There are in fact, I’m sure, as many ideas of improvisation as there are improvisers, or people who have thought about it, covering every point on the spectrum between the poles described above, and probably several other poles I haven’t even thought of. The point is though, that to most people, improvising means ‘making it up as you go along’, and what is being made up is usually conceived as a series of notes, a melody. How then, can anyone be said to be improvising, when they are just, to pick an example at random, playing the bassline from the outro of Fleetwood Mac’s ‘The Chain’?

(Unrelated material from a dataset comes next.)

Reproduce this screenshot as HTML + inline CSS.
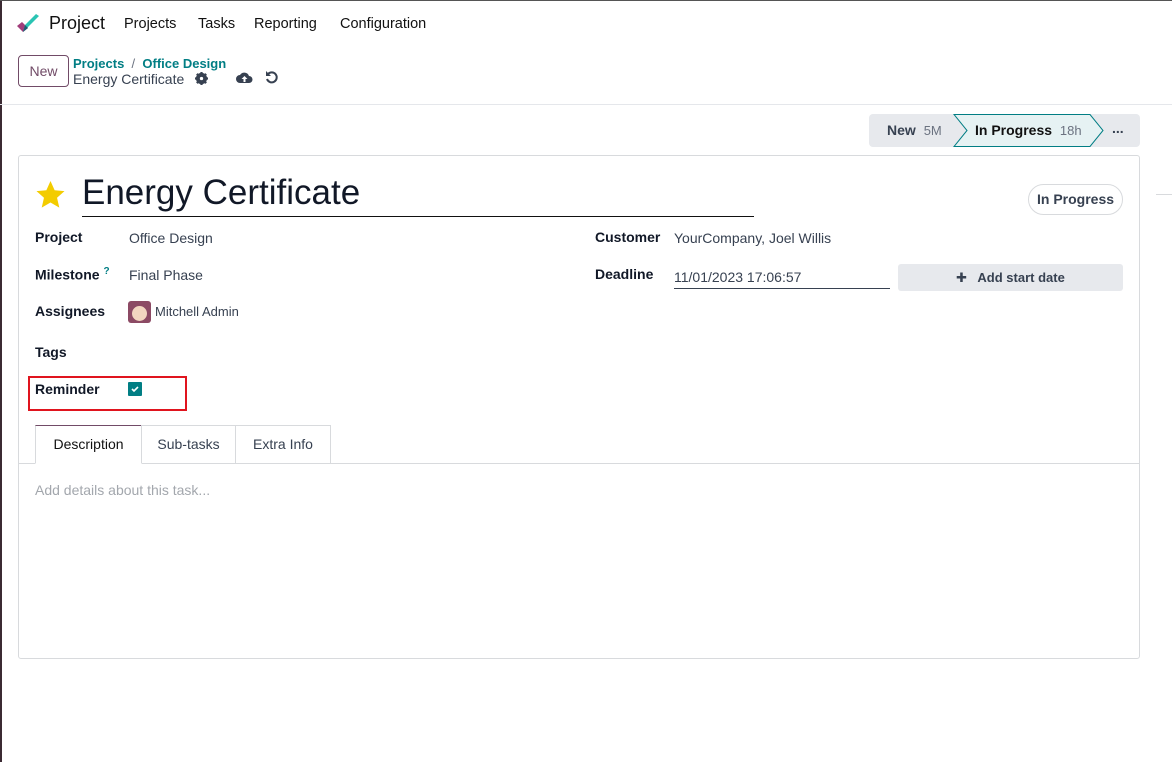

The key is to be found in the practice of the free improvisers, those musicians who set out to produce something non-formulaic. What these people discover is that it’s increasingly difficult to generate novelty from a selection of notes. Improvisers have adopted some procedures from serialism, using tone rows to defeat the ear’s search for a recognisable tonality; the trouble they run into there, with an approach that organises the twelve tones of Western modality in an essentially arbitrary way, is that there are a finite number of note combinations. There are a lot of them, to be sure, but there is nothing unique about any of them: there is no untrodden path, no unexpressed formula to be found in any chromatic sequence. And so, it becomes necessary to look at the other elements of music.

Any secondary school music classroom is likely to have some of the following terms written on the wall: pitch, rhythm, timbre, harmony, dynamics, form. I’ve been talking about pitch, but of course any of these elements is a potential venue for improvisatory exploration. Free and experimental improvisors have explored many possibilities for developing musical meaning through these avenues: granted, traditional improvisation involves the manipulation of these elements, to a lesser degree, but the central thrust of that kind of blowing is always the melody. It’s the uncompromisingly non-formulaic improvisers who have most obviously taken the other elements and used them as primary materials for music making: what I want to suggest is that many musicians are improvising with some of these other musical elements even when they’re playing a set melody.

There’s a lot of choices to make when you play a melody, or a rhythm section part such as a bassline. How long should each note be? Should they be right on top of the beat, or a little ahead or behind? Should there be any vibrato on each note? If so, should it be terminal vibrato, or all the way through the note? How wide and fast should the vibrato be? What kind of timbre should be used - e.g. should a bassline be played by plucking near the bridge for a trebly sound, or near the fingerboard for a deeper, warmer sound? How should the line be phrased?

Most players will evolve the way they play a line through practice and rehearsal, until they arrive at answers to all these questions that work for them. It’s always necessary to remain aware of how those choices relate to what’s going on around you however: for instance if I’m playing in a venue that has a boomy acoustic I will make my sound less bassy, and play most of my notes more staccato, in order to avoid muddying up the band sound too much. I try to be as aware as I can be of issues like that, but the possession of a really finely honed awareness of how all the choices you can make interact with all the things that are going on around you is what separates the truly great musicians from the rest of us. These are the musicians who are always improvising.

So sure, they play all the notes you expect to hear when you hear the outro from The Chain: but when I play it, I play those notes because that’s how it goes. A master musician, a permanent improviser, is choosing those notes, because they are the right notes, just as they are choosing the note lengths, and allowing the music to breathe in a way that makes it flow instead of plodding. They could play anything at any time: they have come, as an improviser, to a musical framework, and they are going to make choices appropriate to their aims within that framework. The aims and the framework may be given by somebody else, but the choices made within them belong to the player, and this is equally true whether a jazz trumpeter is going to blow on a set of changes, or a session bassist is going to read a rock line from a chart, or an experimental tabla player is going to improvise with no reference points except the other players they will be playing with.

The point is that some players have that ‘always on’ level of total musical awareness, and the rest of us can, and should, aspire to it. What that means is trying to be aware of the other possibilities while we play what we have to play, and consequently of why we are playing exactly what we are: we’ll always be aware of the more nearby possibilities, such as minor variations in dynamics, but ultimately there is a whole world of music we could be holding in our head, and, crucially, relating to whatever we are playing. And the more of the big wide world of music we are conscious of as we enact our little part of it, the closer we come to that Zen state, of never ceasing to improvise.